*INFORMATION SHOWN*.
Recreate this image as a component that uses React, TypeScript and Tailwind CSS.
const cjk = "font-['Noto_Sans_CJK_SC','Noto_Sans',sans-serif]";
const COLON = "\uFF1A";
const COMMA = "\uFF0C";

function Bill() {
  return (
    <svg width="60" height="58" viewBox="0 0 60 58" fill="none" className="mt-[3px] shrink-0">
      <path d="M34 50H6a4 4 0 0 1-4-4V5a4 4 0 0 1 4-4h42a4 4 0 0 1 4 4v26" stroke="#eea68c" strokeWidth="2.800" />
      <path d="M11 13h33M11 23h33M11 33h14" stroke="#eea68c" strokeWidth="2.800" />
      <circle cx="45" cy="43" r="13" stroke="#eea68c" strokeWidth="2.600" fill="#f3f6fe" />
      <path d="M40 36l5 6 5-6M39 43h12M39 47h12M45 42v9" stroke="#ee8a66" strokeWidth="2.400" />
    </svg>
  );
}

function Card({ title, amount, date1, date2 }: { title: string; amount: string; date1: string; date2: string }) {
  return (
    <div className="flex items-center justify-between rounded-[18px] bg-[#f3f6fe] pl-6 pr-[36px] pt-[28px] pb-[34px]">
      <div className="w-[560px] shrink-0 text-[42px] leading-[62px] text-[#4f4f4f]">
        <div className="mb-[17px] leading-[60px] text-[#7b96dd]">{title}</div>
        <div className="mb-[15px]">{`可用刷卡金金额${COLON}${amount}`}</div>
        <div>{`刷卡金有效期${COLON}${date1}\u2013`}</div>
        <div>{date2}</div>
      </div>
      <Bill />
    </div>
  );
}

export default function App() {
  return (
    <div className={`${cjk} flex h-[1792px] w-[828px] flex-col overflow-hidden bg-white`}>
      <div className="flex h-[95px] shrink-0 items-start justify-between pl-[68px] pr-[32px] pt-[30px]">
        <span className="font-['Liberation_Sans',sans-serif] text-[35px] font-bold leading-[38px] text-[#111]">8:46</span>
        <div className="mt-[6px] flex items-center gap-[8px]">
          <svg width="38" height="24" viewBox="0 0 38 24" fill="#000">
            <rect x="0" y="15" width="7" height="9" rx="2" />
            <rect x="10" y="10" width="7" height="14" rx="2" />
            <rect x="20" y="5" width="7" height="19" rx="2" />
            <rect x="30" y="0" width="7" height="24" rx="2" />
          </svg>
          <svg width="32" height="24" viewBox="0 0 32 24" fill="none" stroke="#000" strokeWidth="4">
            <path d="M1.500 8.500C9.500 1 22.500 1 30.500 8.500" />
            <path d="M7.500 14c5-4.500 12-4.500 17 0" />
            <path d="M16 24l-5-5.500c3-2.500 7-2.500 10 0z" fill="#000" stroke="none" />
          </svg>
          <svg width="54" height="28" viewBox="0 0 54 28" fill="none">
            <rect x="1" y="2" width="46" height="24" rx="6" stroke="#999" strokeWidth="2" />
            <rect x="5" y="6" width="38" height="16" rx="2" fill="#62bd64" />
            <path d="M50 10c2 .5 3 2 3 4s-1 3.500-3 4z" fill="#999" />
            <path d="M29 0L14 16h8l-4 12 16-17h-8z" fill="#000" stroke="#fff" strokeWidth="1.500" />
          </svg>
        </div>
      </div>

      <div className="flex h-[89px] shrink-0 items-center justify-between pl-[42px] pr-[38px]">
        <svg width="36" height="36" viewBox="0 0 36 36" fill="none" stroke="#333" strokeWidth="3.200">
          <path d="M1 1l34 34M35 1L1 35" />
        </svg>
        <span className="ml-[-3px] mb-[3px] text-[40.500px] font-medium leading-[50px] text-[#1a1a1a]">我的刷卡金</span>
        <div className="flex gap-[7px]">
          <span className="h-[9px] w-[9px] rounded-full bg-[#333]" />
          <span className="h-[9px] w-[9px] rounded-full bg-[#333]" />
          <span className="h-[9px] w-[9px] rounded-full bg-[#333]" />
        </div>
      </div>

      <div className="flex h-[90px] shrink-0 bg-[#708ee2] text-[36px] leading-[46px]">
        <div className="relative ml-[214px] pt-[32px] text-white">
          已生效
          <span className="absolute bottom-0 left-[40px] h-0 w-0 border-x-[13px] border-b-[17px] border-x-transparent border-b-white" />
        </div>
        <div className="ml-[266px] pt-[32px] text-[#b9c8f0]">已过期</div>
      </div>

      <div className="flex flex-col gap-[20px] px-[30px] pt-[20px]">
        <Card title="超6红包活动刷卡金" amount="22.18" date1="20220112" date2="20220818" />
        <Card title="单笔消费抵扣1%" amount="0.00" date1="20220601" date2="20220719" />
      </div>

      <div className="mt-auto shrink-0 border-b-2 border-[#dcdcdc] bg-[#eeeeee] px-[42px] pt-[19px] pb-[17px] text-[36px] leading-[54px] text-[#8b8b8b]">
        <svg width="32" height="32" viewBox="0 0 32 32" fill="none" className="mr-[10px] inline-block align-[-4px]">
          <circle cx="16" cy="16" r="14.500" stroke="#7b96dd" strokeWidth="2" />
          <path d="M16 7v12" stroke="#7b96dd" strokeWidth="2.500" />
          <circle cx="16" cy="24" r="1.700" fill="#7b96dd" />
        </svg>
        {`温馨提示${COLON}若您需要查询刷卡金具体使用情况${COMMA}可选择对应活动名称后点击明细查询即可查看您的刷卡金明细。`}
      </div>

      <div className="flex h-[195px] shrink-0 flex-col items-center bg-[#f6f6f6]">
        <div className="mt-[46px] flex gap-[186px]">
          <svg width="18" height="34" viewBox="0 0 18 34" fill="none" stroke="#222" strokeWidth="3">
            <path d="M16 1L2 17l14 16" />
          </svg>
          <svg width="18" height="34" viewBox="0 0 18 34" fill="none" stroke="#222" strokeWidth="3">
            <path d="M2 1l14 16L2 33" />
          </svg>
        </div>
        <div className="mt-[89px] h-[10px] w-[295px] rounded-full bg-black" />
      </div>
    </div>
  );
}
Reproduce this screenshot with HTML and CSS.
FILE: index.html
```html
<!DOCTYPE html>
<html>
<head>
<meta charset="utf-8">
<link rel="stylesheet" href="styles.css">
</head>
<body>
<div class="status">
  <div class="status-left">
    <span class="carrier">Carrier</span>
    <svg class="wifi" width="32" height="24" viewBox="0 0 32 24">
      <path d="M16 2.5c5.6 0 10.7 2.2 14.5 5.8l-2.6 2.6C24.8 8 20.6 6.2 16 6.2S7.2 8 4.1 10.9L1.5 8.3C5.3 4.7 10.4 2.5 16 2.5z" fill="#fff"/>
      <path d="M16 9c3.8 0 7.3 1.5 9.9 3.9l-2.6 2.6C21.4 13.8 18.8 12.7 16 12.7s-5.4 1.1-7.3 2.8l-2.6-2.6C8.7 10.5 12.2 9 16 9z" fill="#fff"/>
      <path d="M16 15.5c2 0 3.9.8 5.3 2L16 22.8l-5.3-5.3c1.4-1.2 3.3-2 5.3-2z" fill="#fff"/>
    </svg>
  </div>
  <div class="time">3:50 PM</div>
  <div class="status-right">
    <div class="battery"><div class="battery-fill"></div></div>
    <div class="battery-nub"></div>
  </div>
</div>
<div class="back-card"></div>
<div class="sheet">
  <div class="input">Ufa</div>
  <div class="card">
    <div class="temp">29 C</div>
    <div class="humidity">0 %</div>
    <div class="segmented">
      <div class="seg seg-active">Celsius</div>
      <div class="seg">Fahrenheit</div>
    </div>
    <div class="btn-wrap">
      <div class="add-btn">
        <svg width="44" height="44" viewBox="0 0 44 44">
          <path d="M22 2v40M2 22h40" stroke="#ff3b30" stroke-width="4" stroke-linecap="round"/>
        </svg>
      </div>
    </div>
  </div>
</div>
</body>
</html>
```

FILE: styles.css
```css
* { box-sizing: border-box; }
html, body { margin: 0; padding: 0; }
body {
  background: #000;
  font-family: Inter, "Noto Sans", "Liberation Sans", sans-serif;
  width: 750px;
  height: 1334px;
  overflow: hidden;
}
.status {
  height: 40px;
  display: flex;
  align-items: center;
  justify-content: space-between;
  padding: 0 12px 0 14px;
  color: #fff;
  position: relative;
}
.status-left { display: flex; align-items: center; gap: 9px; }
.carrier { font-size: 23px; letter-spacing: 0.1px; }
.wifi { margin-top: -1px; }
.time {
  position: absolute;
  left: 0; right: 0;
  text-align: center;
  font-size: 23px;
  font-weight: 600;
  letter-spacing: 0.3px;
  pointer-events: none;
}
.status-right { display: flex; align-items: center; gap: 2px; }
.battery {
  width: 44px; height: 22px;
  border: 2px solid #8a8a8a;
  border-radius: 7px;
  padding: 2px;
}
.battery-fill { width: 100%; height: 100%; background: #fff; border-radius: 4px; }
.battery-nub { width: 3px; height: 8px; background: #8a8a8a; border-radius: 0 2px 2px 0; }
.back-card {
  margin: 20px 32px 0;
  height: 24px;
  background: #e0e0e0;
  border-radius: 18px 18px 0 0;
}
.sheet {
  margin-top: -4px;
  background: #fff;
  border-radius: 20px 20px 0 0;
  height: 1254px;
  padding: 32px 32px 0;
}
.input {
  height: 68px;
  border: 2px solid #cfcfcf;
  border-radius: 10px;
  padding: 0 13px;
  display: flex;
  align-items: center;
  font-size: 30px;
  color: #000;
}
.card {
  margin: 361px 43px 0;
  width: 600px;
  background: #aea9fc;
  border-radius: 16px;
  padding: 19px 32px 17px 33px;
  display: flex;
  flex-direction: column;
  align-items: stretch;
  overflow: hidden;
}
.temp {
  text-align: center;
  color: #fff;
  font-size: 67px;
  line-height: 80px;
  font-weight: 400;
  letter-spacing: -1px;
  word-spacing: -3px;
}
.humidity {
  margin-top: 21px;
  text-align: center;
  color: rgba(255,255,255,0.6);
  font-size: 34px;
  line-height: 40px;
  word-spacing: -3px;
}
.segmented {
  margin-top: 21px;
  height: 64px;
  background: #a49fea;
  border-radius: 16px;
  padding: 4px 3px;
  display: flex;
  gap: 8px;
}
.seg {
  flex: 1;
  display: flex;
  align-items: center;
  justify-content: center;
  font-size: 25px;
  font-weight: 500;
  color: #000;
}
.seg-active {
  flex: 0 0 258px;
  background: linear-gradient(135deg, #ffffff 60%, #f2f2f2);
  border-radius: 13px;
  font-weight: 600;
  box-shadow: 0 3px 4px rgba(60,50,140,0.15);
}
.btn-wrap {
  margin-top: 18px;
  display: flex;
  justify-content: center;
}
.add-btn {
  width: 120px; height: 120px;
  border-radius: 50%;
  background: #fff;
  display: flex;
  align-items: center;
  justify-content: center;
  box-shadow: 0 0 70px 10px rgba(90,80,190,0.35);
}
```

*INSTRUCTION*. From the data above, copy each line that has the string "this".

*OUTPUT*.
Recreate this image as a component that uses React, TypeScript and Tailwind CSS.
Reproduce this screenshot with HTML and CSS.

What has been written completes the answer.